Dressed in my Gomer Pyle hat and mom jeans, I turn over the soil in the garden, fill pots for the deck and finish cleaning the perennial beds. After five trips around town to pick up plants (Too many! It's an addiction!) I'm back at the Pettersen farm. We have a plan for outside that is more ambitious than mere survival. Clarence is the bigger visionary (More fruit trees! Another statue for the back garden!) but I manage to rein him in on the pricier items. We must pace ourselves for the long game.

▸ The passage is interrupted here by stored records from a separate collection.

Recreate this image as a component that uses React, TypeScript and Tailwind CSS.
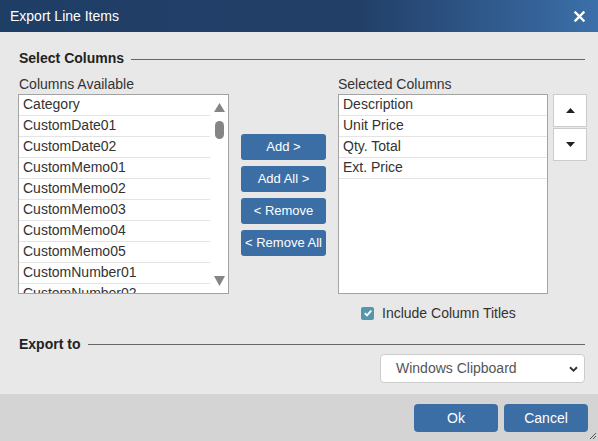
import React from "react";

const available = [
  "Category",
  "CustomDate01",
  "CustomDate02",
  "CustomMemo01",
  "CustomMemo02",
  "CustomMemo03",
  "CustomMemo04",
  "CustomMemo05",
  "CustomNumber01",
  "CustomNumber02",
];

const selected = ["Description", "Unit Price", "Qty. Total", "Ext. Price"];

function Row({ text }: { text: string }) {
  return (
    <div className="h-[21px] shrink-0 border-b border-[#e4e4e4] pl-[4px] text-[14px] leading-[18px] text-[#333] whitespace-nowrap">
      {text}
    </div>
  );
}

function MidButton({ label }: { label: string }) {
  return (
    <button className="w-[85px] h-[26px] rounded-[3px] bg-[#3b6ea5] text-white text-[13px] leading-[26px] text-center">
      {label}
    </button>
  );
}

export default function App() {
  return (
    <div className="w-[598px] h-[441px] flex flex-col bg-[#e8e8e8] font-['Liberation_Sans',Arial,sans-serif] text-[#333] overflow-hidden">
      {/* Header */}
      <div className="h-[32px] shrink-0 flex items-center justify-between pl-[10px] pr-[13px] bg-gradient-to-r from-[#1f3e66] via-[#223f68] via-60% to-[#3c70aa]">
        <span className="text-white text-[14px] leading-[16px]">Export Line Items</span>
        <svg width="11" height="11" viewBox="0 0 11 11">
          <path d="M1.5 1.5 L9.5 9.5 M9.5 1.5 L1.5 9.5" stroke="white" strokeWidth="2.4" strokeLinecap="square" />
        </svg>
      </div>

      {/* Body */}
      <div className="flex-1 flex flex-col pl-[18px] pr-[11px] pt-[18px]">
        <div className="h-[16px] flex items-center pl-px">
          <span className="font-bold text-[14px] leading-[16px] text-[#222]">Select Columns</span>
          <div className="flex-1 h-px bg-[#666] ml-[7px] mr-[2px] mt-[2px]" />
        </div>

        <div className="flex mt-[10px]">
          {/* Left column */}
          <div className="w-[211px] flex flex-col">
            <div className="h-[16px] text-[14px] leading-[16px] pl-px mb-[2px]">Columns Available</div>
            <div className="h-[200px] border border-[#a3a3a3] bg-white flex overflow-hidden">
              <div className="w-[191px] flex flex-col">
                {available.map((t) => (
                  <Row key={t} text={t} />
                ))}
              </div>
              <div className="flex-1 flex flex-col items-center pt-[8px] pb-[7px]">
                <svg width="11" height="9" viewBox="0 0 11 9">
                  <path d="M5.5 0 L11 9 L0 9 Z" fill="#858585" />
                </svg>
                <div className="w-[9px] h-[18px] rounded-full bg-[#858585] mt-[9px]" />
                <div className="flex-1" />
                <svg width="11" height="10" viewBox="0 0 11 10">
                  <path d="M0 0 L11 0 L5.5 10 Z" fill="#858585" />
                </svg>
              </div>
            </div>
          </div>

          {/* Middle buttons */}
          <div className="ml-[12px] pt-[58px] flex flex-col gap-[6px]">
            <MidButton label="Add >" />
            <MidButton label="Add All >" />
            <MidButton label="< Remove" />
            <MidButton label="< Remove All" />
          </div>

          {/* Right column */}
          <div className="ml-[12px] w-[210px] flex flex-col">
            <div className="h-[16px] text-[14px] leading-[16px] mb-[2px]">Selected Columns</div>
            <div className="h-[200px] border border-[#a3a3a3] bg-white flex flex-col overflow-hidden">
              {selected.map((t) => (
                <Row key={t} text={t} />
              ))}
            </div>
            <div className="h-[16px] mt-[11px] flex items-center pl-[23px]">
              <div className="w-[13px] h-[13px] rounded-[2px] bg-[#5596ad] flex items-center justify-center">
                <svg width="10" height="10" viewBox="0 0 10 10">
                  <path d="M1.8 5.2 L4 7.4 L8.3 2.6" stroke="white" strokeWidth="1.8" fill="none" />
                </svg>
              </div>
              <span className="ml-[8px] text-[14px] leading-[16px]">Include Column Titles</span>
            </div>
          </div>

          {/* Up / Down */}
          <div className="ml-[5px] pt-[18px] flex flex-col gap-px">
            <div className="w-[34px] h-[33px] border border-[#cccccc] bg-white flex items-center justify-center">
              <svg width="9" height="5" viewBox="0 0 9 5">
                <path d="M4.5 0 L9 5 L0 5 Z" fill="#222" />
              </svg>
            </div>
            <div className="w-[34px] h-[33px] border border-[#cccccc] bg-white flex items-center justify-center">
              <svg width="9" height="5" viewBox="0 0 9 5">
                <path d="M0 0 L9 0 L4.5 5 Z" fill="#222" />
              </svg>
            </div>
          </div>
        </div>

        <div className="h-[16px] mt-[15px] flex items-center pl-px">
          <span className="font-bold text-[14px] leading-[16px] text-[#222]">Export to</span>
          <div className="flex-1 h-px bg-[#666] ml-[8px] mr-[2px] mt-[1px]" />
        </div>

        <div className="flex justify-end mt-[2px] mr-[2px]">
          <div className="w-[205px] h-[29px] border border-[#cccccc] rounded-[4px] bg-white flex items-center pl-[15px] pr-[6px]">
            <span className="flex-1 text-[14px] text-[#555]">Windows Clipboard</span>
            <svg width="9" height="6" viewBox="0 0 9 6">
              <path d="M1 1.2 L4.5 4.6 L8 1.2" stroke="#333" strokeWidth="1.9" fill="none" />
            </svg>
          </div>
        </div>
      </div>

      {/* Footer */}
      <div className="h-[47px] shrink-0 bg-[#d4d4d4] flex justify-end items-start pt-[10px] pr-[10px] gap-[6px] relative">
        <button className="w-[84px] h-[28px] rounded-[4px] bg-[#3b6ea5] text-white text-[14px]">Ok</button>
        <button className="w-[84px] h-[28px] rounded-[4px] bg-[#3b6ea5] text-white text-[14px]">Cancel</button>
        <svg className="absolute right-[1px] bottom-[1px]" width="8" height="8" viewBox="0 0 8 8">
          <path d="M7 1 L1 7 M7 4 L4 7" stroke="#555" strokeWidth="1" />
        </svg>
      </div>
    </div>
  );
}
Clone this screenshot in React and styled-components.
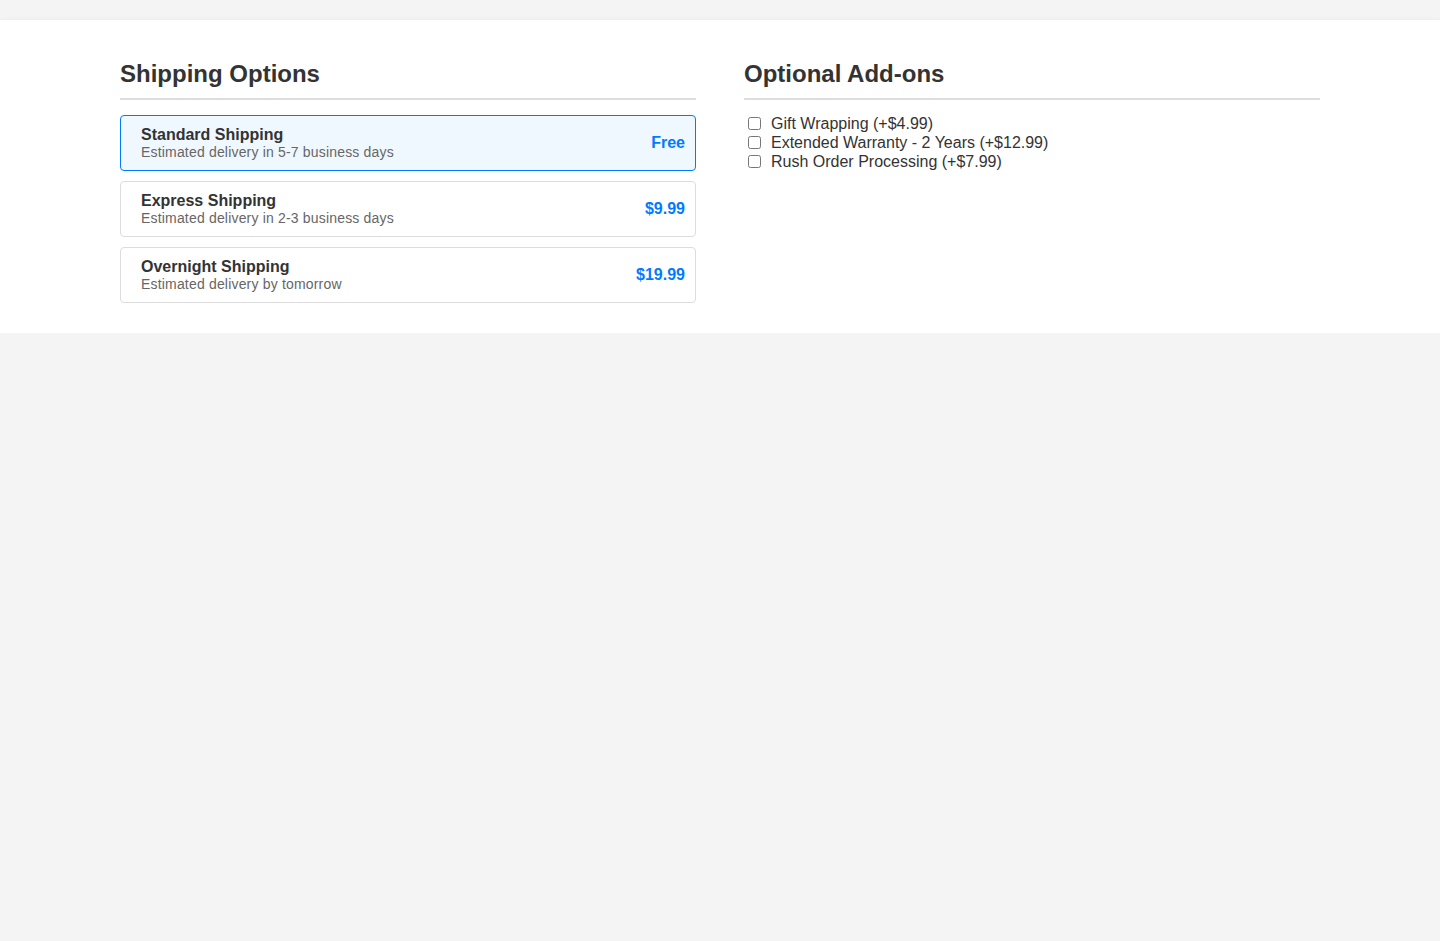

While we whip the garden and yard into shape, the house languishes. These are not the days for inviting guests over. The bed goes unmade, clothes unwashed. We simply remove our gardening clothes at the end of the day and don them again in the morning. We are our own mosquito repellent. Meals must still be made, but for lunch we eat things like kippers and onions, peanut butter and strange looking wheat free crackers.

The craziest thing about the game of gardening is the expense. Like gamblers with no self control, we can't resist buying the BIG tomato plant with a tomato already on it so we know it's a winner. There's nothing worse than putting heart and soul into gardening, only to be let down come the fall.

Working out in the sunshine, barking at each other over hedges and bags of mulch, we have a pretty good time. 'It's five o'clock somewhere,' is a very rewarding aspect of gardening. Sweaty, covered in bites, with drinks clutched in soiled hands, we survey our front and back yard. It's our Tara, our reward for enduring eight months of winter. And as God is our witness, we'll never be hungry in the month of September. (Okay. I know that's from Gone with the Wind and not the Hunger Games, but I couldn't resist.)

So, here's to you, neighbors and fellow gardeners. For all of you brave Katniss Everdeen tributes who have volunteered for the game, here's to your trowels and shovels, your sore backs and dirt speckled faces. I kiss the three middle fingers of my grimy left hand and hold them out to you as a salute to your tenacity. May your crops be abundant, may your bug bites diminish in size. And may the odds be ever in your favor.